Remember how this blog did NOT honor or even acknowledge the death of Elaine Wynn. Instead the excuse was that this blog only covers events that are typically not covered elsewhere. Should have remained consistent because you were WRONG.

... This is a masterpiece. People will come to see this painting. I look forward to seeing Ms. Wynn's name on the wall label. As true collectors know, as I am sure she knew, it's a piece of eternity.

--- J. Garcin
The Dreamer said…
I love how the Ahmanson Foundation made a big stink about LACMA not properly displaying their 3rd rate Old Masters artworks rejected by other institutions. Maybe if they started donating star works like this, LACMA would permanently show them
Anonymous said…
^ "3rd rate" (and some of what was donated over 15 years ago seemed to be more of a tax maneuver than for connoisseurship) makes me think of my reaction several weeks ago when a so-so Van Gogh was donated by the Pearlman Foundation to LACMA. I went, damn, the first?!
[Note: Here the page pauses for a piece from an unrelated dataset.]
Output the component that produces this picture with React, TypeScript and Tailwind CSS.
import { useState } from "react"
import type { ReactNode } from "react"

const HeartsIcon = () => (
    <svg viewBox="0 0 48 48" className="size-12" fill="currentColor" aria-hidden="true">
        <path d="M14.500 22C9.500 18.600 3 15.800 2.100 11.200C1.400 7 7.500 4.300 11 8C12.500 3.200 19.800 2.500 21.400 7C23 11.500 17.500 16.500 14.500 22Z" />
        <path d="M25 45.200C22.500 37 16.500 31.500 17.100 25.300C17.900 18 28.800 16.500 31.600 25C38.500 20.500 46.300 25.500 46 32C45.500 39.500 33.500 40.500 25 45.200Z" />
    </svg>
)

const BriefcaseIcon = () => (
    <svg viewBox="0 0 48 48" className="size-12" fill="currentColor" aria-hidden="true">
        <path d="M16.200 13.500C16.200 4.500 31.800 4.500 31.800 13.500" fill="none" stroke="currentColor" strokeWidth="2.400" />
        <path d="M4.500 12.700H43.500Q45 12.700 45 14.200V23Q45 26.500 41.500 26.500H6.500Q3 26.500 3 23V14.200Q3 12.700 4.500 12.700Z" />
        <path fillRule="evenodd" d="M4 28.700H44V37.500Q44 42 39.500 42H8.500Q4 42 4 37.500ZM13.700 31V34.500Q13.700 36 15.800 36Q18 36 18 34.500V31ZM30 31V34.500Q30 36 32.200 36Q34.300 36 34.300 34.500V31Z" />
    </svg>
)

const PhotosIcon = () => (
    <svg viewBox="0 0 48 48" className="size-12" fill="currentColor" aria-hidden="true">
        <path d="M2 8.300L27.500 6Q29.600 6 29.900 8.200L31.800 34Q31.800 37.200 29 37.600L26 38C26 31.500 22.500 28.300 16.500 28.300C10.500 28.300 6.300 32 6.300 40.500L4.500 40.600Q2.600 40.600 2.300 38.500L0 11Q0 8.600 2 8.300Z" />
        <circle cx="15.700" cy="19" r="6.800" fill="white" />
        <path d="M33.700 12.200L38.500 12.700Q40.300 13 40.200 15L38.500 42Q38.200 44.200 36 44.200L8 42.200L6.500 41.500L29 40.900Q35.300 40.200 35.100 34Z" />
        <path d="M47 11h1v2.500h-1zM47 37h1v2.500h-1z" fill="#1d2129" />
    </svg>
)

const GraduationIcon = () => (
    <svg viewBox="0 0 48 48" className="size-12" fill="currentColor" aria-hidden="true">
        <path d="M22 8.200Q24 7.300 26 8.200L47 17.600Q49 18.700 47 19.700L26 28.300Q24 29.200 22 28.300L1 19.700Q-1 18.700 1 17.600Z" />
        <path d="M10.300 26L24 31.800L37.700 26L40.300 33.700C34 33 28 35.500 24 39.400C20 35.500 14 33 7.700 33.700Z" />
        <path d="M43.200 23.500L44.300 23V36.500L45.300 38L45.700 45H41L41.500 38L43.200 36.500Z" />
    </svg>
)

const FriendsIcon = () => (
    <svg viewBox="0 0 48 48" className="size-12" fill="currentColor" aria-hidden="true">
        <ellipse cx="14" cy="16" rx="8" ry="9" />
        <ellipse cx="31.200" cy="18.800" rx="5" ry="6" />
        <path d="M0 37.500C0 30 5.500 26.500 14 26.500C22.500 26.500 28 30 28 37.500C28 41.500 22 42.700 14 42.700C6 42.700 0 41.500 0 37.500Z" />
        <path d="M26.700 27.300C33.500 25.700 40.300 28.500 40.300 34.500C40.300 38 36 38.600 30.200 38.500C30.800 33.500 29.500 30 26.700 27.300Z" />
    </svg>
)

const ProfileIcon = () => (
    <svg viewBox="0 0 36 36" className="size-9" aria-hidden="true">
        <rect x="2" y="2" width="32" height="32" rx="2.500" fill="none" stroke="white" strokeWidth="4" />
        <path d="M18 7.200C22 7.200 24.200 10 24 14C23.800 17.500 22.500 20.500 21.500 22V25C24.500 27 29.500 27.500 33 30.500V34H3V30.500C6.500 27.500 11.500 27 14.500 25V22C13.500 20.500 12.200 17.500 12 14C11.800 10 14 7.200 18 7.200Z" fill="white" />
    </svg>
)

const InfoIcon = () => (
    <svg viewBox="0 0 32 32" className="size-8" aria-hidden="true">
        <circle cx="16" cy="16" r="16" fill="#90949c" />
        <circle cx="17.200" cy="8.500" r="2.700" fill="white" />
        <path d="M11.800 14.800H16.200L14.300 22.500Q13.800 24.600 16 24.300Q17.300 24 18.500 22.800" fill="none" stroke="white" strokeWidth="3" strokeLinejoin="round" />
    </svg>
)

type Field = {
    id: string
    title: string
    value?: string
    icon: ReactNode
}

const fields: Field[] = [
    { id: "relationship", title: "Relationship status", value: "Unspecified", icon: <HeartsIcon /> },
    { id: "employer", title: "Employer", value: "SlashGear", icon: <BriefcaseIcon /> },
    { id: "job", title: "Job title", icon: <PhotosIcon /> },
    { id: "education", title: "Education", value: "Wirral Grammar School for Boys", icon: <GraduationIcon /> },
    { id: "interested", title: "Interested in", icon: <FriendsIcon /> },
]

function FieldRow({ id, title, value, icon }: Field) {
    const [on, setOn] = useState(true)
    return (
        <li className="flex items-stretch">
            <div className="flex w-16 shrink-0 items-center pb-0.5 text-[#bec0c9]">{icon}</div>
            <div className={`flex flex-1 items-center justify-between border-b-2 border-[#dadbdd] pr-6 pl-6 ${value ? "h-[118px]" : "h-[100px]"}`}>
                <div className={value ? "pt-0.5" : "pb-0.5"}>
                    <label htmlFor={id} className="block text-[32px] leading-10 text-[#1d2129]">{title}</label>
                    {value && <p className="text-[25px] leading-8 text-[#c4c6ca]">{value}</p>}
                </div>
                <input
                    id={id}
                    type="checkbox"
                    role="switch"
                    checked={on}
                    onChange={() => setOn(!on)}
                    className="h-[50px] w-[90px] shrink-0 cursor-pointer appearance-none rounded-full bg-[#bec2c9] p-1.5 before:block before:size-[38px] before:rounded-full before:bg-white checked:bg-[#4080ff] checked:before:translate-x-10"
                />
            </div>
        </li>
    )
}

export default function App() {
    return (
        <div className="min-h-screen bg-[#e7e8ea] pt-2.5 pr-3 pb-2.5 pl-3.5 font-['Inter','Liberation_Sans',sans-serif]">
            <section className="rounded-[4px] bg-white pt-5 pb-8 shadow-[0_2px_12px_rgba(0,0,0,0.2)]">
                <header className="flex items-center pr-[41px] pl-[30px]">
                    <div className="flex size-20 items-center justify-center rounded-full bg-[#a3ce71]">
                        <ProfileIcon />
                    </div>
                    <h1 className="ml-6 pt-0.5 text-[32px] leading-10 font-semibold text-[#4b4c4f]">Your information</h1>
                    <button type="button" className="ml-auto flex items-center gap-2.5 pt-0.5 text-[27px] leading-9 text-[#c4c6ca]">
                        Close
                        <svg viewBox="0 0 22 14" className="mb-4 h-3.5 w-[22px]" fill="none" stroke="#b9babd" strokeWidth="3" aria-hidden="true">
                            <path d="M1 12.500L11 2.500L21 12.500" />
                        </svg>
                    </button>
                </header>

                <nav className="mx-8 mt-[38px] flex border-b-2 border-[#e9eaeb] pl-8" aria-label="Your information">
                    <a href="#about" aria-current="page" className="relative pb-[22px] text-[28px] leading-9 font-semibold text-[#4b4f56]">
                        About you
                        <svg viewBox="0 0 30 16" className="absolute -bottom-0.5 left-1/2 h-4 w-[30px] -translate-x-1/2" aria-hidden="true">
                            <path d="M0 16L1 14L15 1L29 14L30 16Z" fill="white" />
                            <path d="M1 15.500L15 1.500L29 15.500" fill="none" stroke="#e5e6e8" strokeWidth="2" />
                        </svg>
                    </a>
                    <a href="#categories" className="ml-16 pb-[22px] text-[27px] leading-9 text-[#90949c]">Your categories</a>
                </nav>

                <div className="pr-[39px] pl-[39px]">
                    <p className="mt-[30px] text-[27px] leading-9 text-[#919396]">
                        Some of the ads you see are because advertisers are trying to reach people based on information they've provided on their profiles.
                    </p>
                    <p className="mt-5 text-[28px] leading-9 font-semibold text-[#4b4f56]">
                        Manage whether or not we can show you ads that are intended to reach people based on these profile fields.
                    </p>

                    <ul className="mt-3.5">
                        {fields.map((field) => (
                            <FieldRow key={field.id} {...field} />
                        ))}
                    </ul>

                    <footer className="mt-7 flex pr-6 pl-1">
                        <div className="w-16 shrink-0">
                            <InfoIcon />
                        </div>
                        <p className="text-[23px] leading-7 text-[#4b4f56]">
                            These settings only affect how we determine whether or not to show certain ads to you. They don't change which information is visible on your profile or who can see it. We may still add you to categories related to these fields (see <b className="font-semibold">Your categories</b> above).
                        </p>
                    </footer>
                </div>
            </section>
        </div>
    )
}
I keep forgetting how surprisingly limited the museum's collection really is. And with LACMA's budget under more pressure than ever before - due in part to the new concrete TikTok/Instagram building - the comparatively low-cost nature of organizing shows of contemporary art will continued unabated.
Anonymous said…
Although I mock the way that LACMA (or the Huntington, etc) inserts contemporary art (often based on race, ethnicity, nationality) into galleries of older periods and classical styles, I recall several years ago being in the Metropolitan. All its areas of Louvre-type art were relatively quiet while the rooms of Impressionate art (of course) were packed with visitors.
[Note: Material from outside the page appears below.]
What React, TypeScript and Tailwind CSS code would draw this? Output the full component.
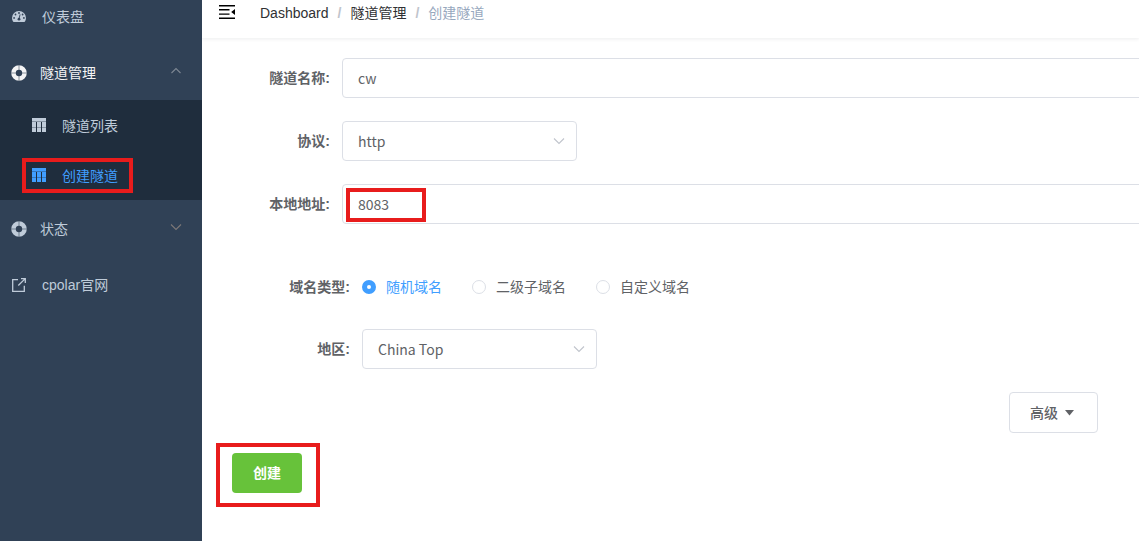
import { useState } from 'react'
import type { ReactNode } from 'react'

function DashboardIcon() {
  return (
    <svg width="14" height="14" viewBox="0 0 14 14" className="shrink-0" aria-hidden="true">
      <path fill="currentColor" d="M7 .9a7 7 0 0 0-7 7c0 1.3.3 2.4 1 3.5.1.3.4.5.7.5h10.6c.3 0 .6-.2.7-.5.7-1.1 1-2.2 1-3.5a7 7 0 0 0-7-7z" />
      <g fill="#304156">
        <circle cx="7" cy="3" r="0.9" />
        <circle cx="3.5" cy="4.5" r="0.9" />
        <circle cx="2.1" cy="7.9" r="0.9" />
        <circle cx="10.6" cy="4.5" r="0.9" />
        <circle cx="11.9" cy="7.9" r="0.9" />
        <circle cx="7" cy="9.2" r="1.4" />
      </g>
      <path d="M7 9 8 4.8" stroke="#304156" strokeWidth="0.9" strokeLinecap="round" />
    </svg>
  )
}

function RingIcon() {
  return (
    <svg width="16" height="16" viewBox="0 0 16 16" className="shrink-0" aria-hidden="true">
      <circle cx="8" cy="8" r="5.5" fill="none" stroke="currentColor" strokeWidth="4.6" />
      <path d="M8 0v5M8 11v5M0 8h5M11 8h5" stroke="#304156" strokeWidth="0.9" opacity="0.6" />
    </svg>
  )
}

function TableIcon() {
  return (
    <svg width="14" height="14" viewBox="0 0 14 14" className="shrink-0" fill="currentColor" aria-hidden="true">
      <path d="M0 0h14v3H0zM0 4h4v5H0zM5 4h4v5H5zM10 4h4v5h-4zM0 10h4v4H0zM5 10h4v4H5zM10 10h4v4h-4z" />
      <path d="M0 3h14v1H0zM0 9h4v1H0zM5 9h4v1H5zM10 9h4v1h-4z" opacity="0.65" />
    </svg>
  )
}

function LinkIcon() {
  return (
    <svg width="14" height="14" viewBox="0 0 14 14" className="shrink-0" fill="none" stroke="currentColor" strokeWidth="1.3" aria-hidden="true">
      <path d="M6 1.7H.7v11.6h11.6V7.8M6.3 7.5l6.4-6.4M9 .7h4.3V5" />
    </svg>
  )
}

function FoldIcon() {
  return (
    <svg width="16" height="14" viewBox="0 0 16 14" fill="currentColor" aria-hidden="true">
      <path d="M0 0h16v1.4H0zM0 4.1h10.5v1.4H0zM0 8.4h10.5v1.4H0zM0 12.6h16V14H0zM16 3.9v6.2L12.2 7z" />
    </svg>
  )
}

function Chevron({ up = false }: { up?: boolean }) {
  return (
    <svg width="12" height="8" viewBox="0 0 12 8" fill="none" stroke="currentColor" strokeWidth="1.1" aria-hidden="true">
      <path d={up ? 'M1.5 6l4.5-4.5L10.5 6' : 'M1 1.5l5 5 5-5'} />
    </svg>
  )
}

// red outline around the spots the guide points at
function Mark({ className }: { className: string }) {
  return <span className={`pointer-events-none absolute border-4 border-[#e81c1c] ${className}`} />
}

function Sidebar() {
  return (
    <nav className="w-[202px] shrink-0 bg-[#304156] text-[#bfcbd9]">
      <a href="#dashboard" className="flex h-11 items-center gap-4 pb-2.5 pl-3">
        <DashboardIcon />
        仪表盘
      </a>
      <button type="button" className="flex h-14 w-full items-center pt-0.5 pr-5 pl-[11px] text-[#f4f4f5]">
        <RingIcon />
        <span className="ml-[13px] flex-1 text-left">隧道管理</span>
        <span className="pb-1 text-[#7d8793]"><Chevron up /></span>
      </button>
      <div className="bg-[#1f2d3d]">
        <a href="#list" className="flex h-[50px] items-center gap-4 pl-8">
          <TableIcon />
          <span className="pt-0.5">隧道列表</span>
        </a>
        <a href="#create" className="relative flex h-[50px] items-center gap-4 pl-8 text-[#409eff]">
          <TableIcon />
          <span className="pt-0.5">创建隧道</span>
          <Mark className="top-2 left-[22px] h-[35px] w-[111px]" />
        </a>
      </div>
      <button type="button" className="flex h-14 w-full items-center pt-0.5 pr-5 pl-[11px]">
        <RingIcon />
        <span className="ml-[13px] flex-1 text-left">状态</span>
        <span className="pb-1 text-[#7d7877]"><Chevron /></span>
      </button>
      <a href="https://www.cpolar.com" className="flex h-14 items-center gap-4 pt-0.5 pl-3">
        <LinkIcon />
        cpolar官网
      </a>
    </nav>
  )
}

function Row({ label, htmlFor, children }: { label: string; htmlFor?: string; children: ReactNode }) {
  const labelClass = 'w-[140px] shrink-0 pr-3 text-right font-bold'
  return (
    <div className="flex h-10 items-center">
      {htmlFor ? <label htmlFor={htmlFor} className={labelClass}>{label}</label> : <span className={labelClass}>{label}</span>}
      {children}
    </div>
  )
}

const fieldClass = "h-10 rounded border border-[#dcdfe6] bg-white px-[15px] font-['Noto_Sans_CJK_SC',sans-serif] text-[#606266] outline-none"

function Select({ id, options }: { id: string; options: string[] }) {
  return (
    <div className="relative w-[235px]">
      <select id={id} className={`${fieldClass} w-full appearance-none`}>
        {options.map((o) => <option key={o}>{o}</option>)}
      </select>
      <span className="pointer-events-none absolute inset-y-0 right-3 flex items-center text-[#c0c4cc]"><Chevron /></span>
    </div>
  )
}

const domainTypes = ['随机域名', '二级子域名', '自定义域名']

export default function App() {
  const [name, setName] = useState('cw')
  const [addr, setAddr] = useState('8083')
  const [domain, setDomain] = useState(domainTypes[0])

  return (
    <div className="flex min-h-screen bg-white font-['Liberation_Sans','Noto_Sans_CJK_SC',sans-serif] text-sm text-[#606266]">
      <Sidebar />
      <main className="min-w-0 flex-1 overflow-hidden">
        <header className="flex h-[38px] items-center pb-3 pl-[17px] shadow-[0_1px_4px_rgba(0,21,41,0.08)]">
          <button type="button" aria-label="收起菜单" className="pb-0.5 text-black"><FoldIcon /></button>
          <nav className="ml-[25px] flex gap-[9px] text-[#303133]">
            <a href="#dashboard">Dashboard</a>
            <span className="font-bold text-[#c0c4cc]">/</span>
            <a href="#tunnels">隧道管理</a>
            <span className="font-bold text-[#c0c4cc]">/</span>
            <span className="text-[#97a8be]">创建隧道</span>
          </nav>
        </header>

        <form className="pt-5" onSubmit={(e) => e.preventDefault()}>
          <div className="flex flex-col gap-[23px]">
            <Row label="隧道名称:" htmlFor="name">
              <input id="name" value={name} onChange={(e) => setName(e.target.value)} className={`${fieldClass} -mr-2 min-w-0 flex-1`} />
            </Row>
            <Row label="协议:" htmlFor="proto">
              <Select id="proto" options={['http', 'https', 'tcp']} />
            </Row>
            <Row label="本地地址:" htmlFor="addr">
              <div className="relative -mr-2 min-w-0 flex-1">
                <input id="addr" value={addr} onChange={(e) => setAddr(e.target.value)} className={`${fieldClass} w-full`} />
                <Mark className="top-1 left-1 h-[34px] w-20" />
              </div>
            </Row>
          </div>

          <div className="mt-[43px] ml-5 flex flex-col gap-[22px]">
            <Row label="域名类型:">
              <div role="radiogroup" aria-label="域名类型" className="flex gap-[30px]">
                {domainTypes.map((d) => (
                  <label key={d} className="flex items-center gap-2.5 has-checked:text-[#409eff]">
                    <input
                      type="radio"
                      name="domain"
                      checked={domain === d}
                      onChange={() => setDomain(d)}
                      className="size-3.5 appearance-none rounded-full border border-[#dcdfe6] bg-white checked:border-5 checked:border-[#409eff]"
                    />
                    {d}
                  </label>
                ))}
              </div>
            </Row>
            <Row label="地区:" htmlFor="region">
              <Select id="region" options={['China Top', 'China VIP', 'Hong Kong']} />
            </Row>
          </div>

          <div className="mt-[23px] flex justify-end pr-[41px]">
            <button type="button" className="flex h-[41px] items-center gap-1.5 rounded border border-[#dcdfe6] pr-[21px] pl-5 font-medium">
              高级
              <svg width="12" height="6" viewBox="0 0 12 6" fill="currentColor" aria-hidden="true"><path d="M1 0h9L5.5 5.5z" /></svg>
            </button>
          </div>

          <div className="relative mt-5 ml-[30px] w-fit">
            <button type="submit" className="block h-10 w-[70px] rounded bg-[#67c23a] font-bold text-white">创建</button>
            <Mark className="-top-2.5 -left-4 h-16 w-[104px]" />
          </div>
        </form>
      </main>
    </div>
  )
}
The split between the Broad with its modern and the Geffen with presumably Impressionate paintings from people like Jerry Perenchio, and the different display formats of the two buildings, will be interesting. The Broad may end up being a setting that's more complimentary to older styles of art---maybe even newer too. So perhaps it will be a case of cognitive dissonance?
You know nothing of art. The Ahmanson works are splendid.
Anonymous said…
LACMA needs a few well-known pieces or names that help anchor the museum's reputation and experience, so they're very fortunate to acquire both the triptych and the recent Van Gogh. They would certainly be highlights of any museums.
Anonymous said…
getting more and more excited for the big opening. Govan is going to pull this off, I think, and the city will be better for it.
Anonymous said…
Amazing acquisition. It’s very exciting! My only question is why different sets of art are separated from the rest of the museum. For example, why is Japanese art excluded from what they’re doing at the Geffen, and why is some(?) modern and contemporary art placed so far apart in BCAM? I know the LA Times tried to make a big deal about the palm trees, but aesthetically I think they look beautiful with the horizontal Geffen building. I’m more than happy to reserve judgment, I just don’t understand why some art is included in this new way of presenting the work while other art is not. Maybe modern and contemporary already has European, American and some Latin American mixed together?… so it’s global by nature? I just don’t understand the distinctions of what is in the Geffen or not.
Anonymous said…
The Japanese Pavilion designed by Bruce Goff is well-respected, so they excluded it from demolition. That's why the Japanese collection will likely remain in its current location. I'm also curious what they're going to do with the Broad contemporary building and whether it's going to be exclusive to contemporary art or if it'll get mixed in with artifacts or other forms.
Anonymous said…
^ When the Geffen had a members' preview several weeks ago, a Facebook account generated quite a few comments. This blog deserves no less.

BTW, I recall Michael Govan several years ago mentioning this site and "Bill Poundstone." If people at LACMA, etc, are as interested in LA's museum scene as they hopefully are, this blog pretty much stands alone.

I was looking at an aerial photo of the 1965-1986 buildings next to the Goff/Price building. It was taken before the Broad and Resnick had been built and when there was still a street where Renzo Piano's entrance canopy now is.

I cringe at that version of the museum because it was way below a major-league standard. I think that's around the time a visitor from Minnesota, accustomed to the Minneapolis Institute of Art (a Beaux-Arts building built in the early 1900s), posted an online review of LACMA. Even though the MIA's collection seems fairly middling, she was quite unimpressed with LACMA. I went, yikes.
Anonymous said…
> I know the LA Times
> tried to make a big deal
> about the palm trees

I have no problem with them. However, I'm apprehensive that the areas on the first level under the Geffen's 2nd floor and extending several feet beyond the roof line will be too much hardscape.

The Lucas Museum has a similar two-pod format, but its landscaping looks like it will be well done. Also, while Peter Zumthor's building is still open to question, the setting around Ma Yansong's structure apparently will be well thought out.

Its roof will be also accessible to the public and contain plantings. In comparison, I'm not sure if LACMA may have a more ad-hoc quality. I hope not.
The MIA's collection is highly respected. You could benefit from learning from it.
Anonymous said…
@ted Ahmanson's art is ugly. Only a few pieces are worth coming out of the basement and being on permanently display
I'll bite. Re your "Only a few [Ahmanson] pieces are worth coming out of the basement": Which ones are those?
I doubt you would know good art from bad if your life depended on it.